PA Wellington Australian car manufacturers and finance houses were drawn into the Tasman foreign investment row by the Prime Minster, Mr Muldoon, yesterday.

Announcing that a freeze on Australian investment in New Zealand would continue indefinitely, Mr Muldoon warned that if New Zealand was going to harmonise investment policies with Australia, his Government would have to devise rules for finance houses. Wholly owned Australian finance houses already trading in New Zealand would have to “divest themselves of 50 per cent of . their capital to New Zealand shareholders... none of which makes very much sense to me,” he said. The Industries Development Commission report on the New Zealand motorvehicle assembly industry must also play a part in the foreign investment discussions, Mr Muldoon told a press conference. The Australian Government wants New Zealand to “give them a better run than the I.D.C. report would,” he said. The report recommends the abolition of preference tariffs for Australian and British-sourced cars, and removing the 38.75 per cent customs tariff advantage over cars from Japan. Mr Muldoon said, “The motor industry thing is a difficulty with us. If we implement the I.D.C. report it is clear that the number

of cars coming from Australia will diminish.” The report also impinged on the components industry “which has an Australian spin-off.” But Mr Muldoon said it was “quite incongruous” for Australia to be advocating the cause of its multinational car manufacturers while refusing to let New Zealand’s National Bank, owned by Lloyds of London, open branches in Australia. A series of difficult decisions needed to be made on the I.D.C. report, he said, and “we won’t get finality on that for several months.” Mr Muldoon said he had instructed the Overseas Investment Commission yesterday to reject all present and future Australian applications. At least 20 applications are believed to be held up. The freeze on Australian investment would remain until the two governments “get something tidied up,” Mr Muldoon said. The freeze was imposed after Australia held up applications from New Zealand companies wanting to invest across the Tasman. Mr Muldoon said he was writing to the Australian Prime Minster, Mr Hawke, after talks in Canberra last week when he made “no progress” with his Treasurer, Mr Keating.

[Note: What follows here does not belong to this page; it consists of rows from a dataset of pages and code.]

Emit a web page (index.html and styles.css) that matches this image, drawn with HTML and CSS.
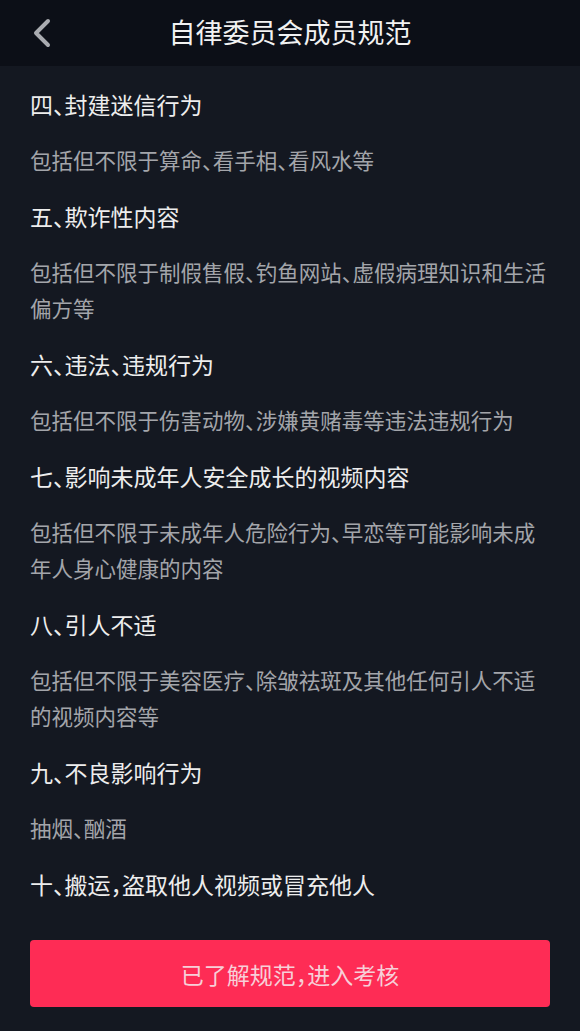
FILE: index.html
```html
<!DOCTYPE html>
<html lang="zh-CN">
<head>
  <meta charset="UTF-8">
  <title>自律委员会成员规范</title>
  <link rel="stylesheet" href="styles.css">
</head>
<body>
  <div class="header">
    <a class="back" href="#">
      <svg width="20" height="30" viewBox="0 0 20 30"><path d="M16 3 L4 15 L16 27" fill="none" stroke="#a9abb0" stroke-width="4" stroke-linecap="round" stroke-linejoin="round"/></svg>
    </a>
    <h1>自律委员会成员规范</h1>
  </div>

  <div class="content">
    <h3>四、封建迷信行为</h3>
    <p>包括但不限于算命、看手相、看风水等</p>
    <h3>五、欺诈性内容</h3>
    <p>包括但不限于制假售假、钓鱼网站、虚假病理知识和生活偏方等</p>
    <h3>六、违法、违规行为</h3>
    <p>包括但不限于伤害动物、涉嫌黄赌毒等违法违规行为</p>
    <h3>七、影响未成年人安全成长的视频内容</h3>
    <p>包括但不限于未成年人危险行为、早恋等可能影响未成年人身心健康的内容</p>
    <h3>八、引人不适</h3>
    <p>包括但不限于美容医疗、除皱祛斑及其他任何引人不适的视频内容等</p>
    <h3>九、不良影响行为</h3>
    <p>抽烟、酗酒</p>
    <h3>十、搬运，盗取他人视频或冒充他人</h3>
  </div>

  <div class="footer">
    <button class="confirm">已了解规范，进入考核</button>
  </div>
</body>
</html>
```

FILE: styles.css
```css
body {
  margin: 0;
  background-color: #141821;
  font-family: "Noto Sans CJK SC", "Noto Sans", sans-serif;
  font-feature-settings: "halt";
}

.header {
  position: relative;
  height: 66px;
  background-color: #0c0f17;
  display: flex;
  align-items: center;
  justify-content: center;
}

.back {
  position: absolute;
  left: 32px;
  top: 18px;
  display: block;
}

.header h1 {
  margin: 0 0 2px;
  color: #f2f2f2;
  font-size: 27px;
  font-weight: normal;
  line-height: 36px;
}

.content {
  padding: 20px 30px 0;
  display: flex;
  flex-direction: column;
  gap: 20px;
}

.content h3,
.content p {
  margin: 0;
  font-size: 21.5px;
  line-height: 36px;
  font-weight: normal;
}

.content h3 {
  color: #ededed;
  font-size: 23px;
}

.content p {
  color: #a3a5aa;
}

.footer {
  padding: 38px 30px 0;
}

.confirm {
  display: block;
  width: 100%;
  height: 67px;
  border: none;
  border-radius: 4px;
  background-color: #fe2c55;
  color: #f7cfd8;
  font-family: inherit;
  font-feature-settings: "halt";
  font-size: 23px;
  cursor: pointer;
}
```
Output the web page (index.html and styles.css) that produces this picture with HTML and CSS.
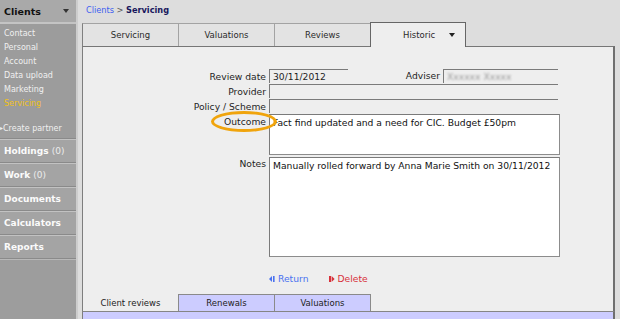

Mr Muldoon said the subject would come up again in August when he had talks with Mr Keating in Canberra at the South Pacific Forum. Under the 0.1. C. rules applications are automatically approved if no decision is made on them “so it was necessary to reject them.” “They can apply later if we get something tidied up.” In the meantime New Zealand had no option but to reject them and any further applications from Australia, Mr Muldoon said. He said he would write in detail to Mr Hawke — “put some of these things in front of him, ask him if his Government will reconsider these policies.” He could not say how long the freeze would be in .force but that there would be a “dialogue” with the Australians. It was possible “we can get something moving” before the forum meeting, he said. The Australian Government was advocating the cause of the Australian carmanufacturing industry, which was very largely owned by the multinationals, Ford and GM, Mr Muldoon said. “It is quite incongruous that the Australian Government should be advocating the cause of the car internationals but be so sensitive about Lloyds having a couple of branches through a New Zealand subsidiary.” The National Bank of New. Zealand was a New Zealand bank, with New Zealand staff and a New Zealand board, but the shares were owned by Lloyds, he said. One of the applications before the 0.1. C. was from an Australian branch of an English merchant bank that wanted to set up a branch in New Zealand, said Mr Muldoon. It was also seeking "one

of the overseas dealers licences that we are going to approve very shortly.” “It is an exact parallel of Lloyds-National Bank Australia except the National Bank has been here since before the turn of the century and is one of our four trading banks. “We would approve this application for this English merchant bank to come here ... but it was their Australian branch that wanted to set up a subsidiary.” Mr Muldoon noted that under Australian rules two New Zealand finance houses which wanted to take over Australian companies were not permitted to have more than 50 per cent shareholdings, in spite of one of them putting in 10 times more cash than its Australian partner. One had obtained a 70 per cent shareholding, and had to divest itself of 20 per cent. Mr Muldoon said another problem was that at the very least a New Zealand take-over in Australia could only proceed if no Australian company wanted it, whereas New Zealand has just been inclined to say “That looks reasonable enough, approve it.” “Every proposal on the list I had to hold up would have been approved, according to the 0.1. C.,” Mr Muldoon said. This illustrated the extent to which “our policy is much more generous than the Australian policy.” One of the stumbling blocks in the Canberra talks was the Australian claim to its non-discrimination policy with Japan. “The whole of C.E.R. is discrimination in favour of New Zealand, and indeed, in New Zealand, discrimination in favour of Australia,” said Mr Muldoon. “Excluding the financial sector does not make any sense.”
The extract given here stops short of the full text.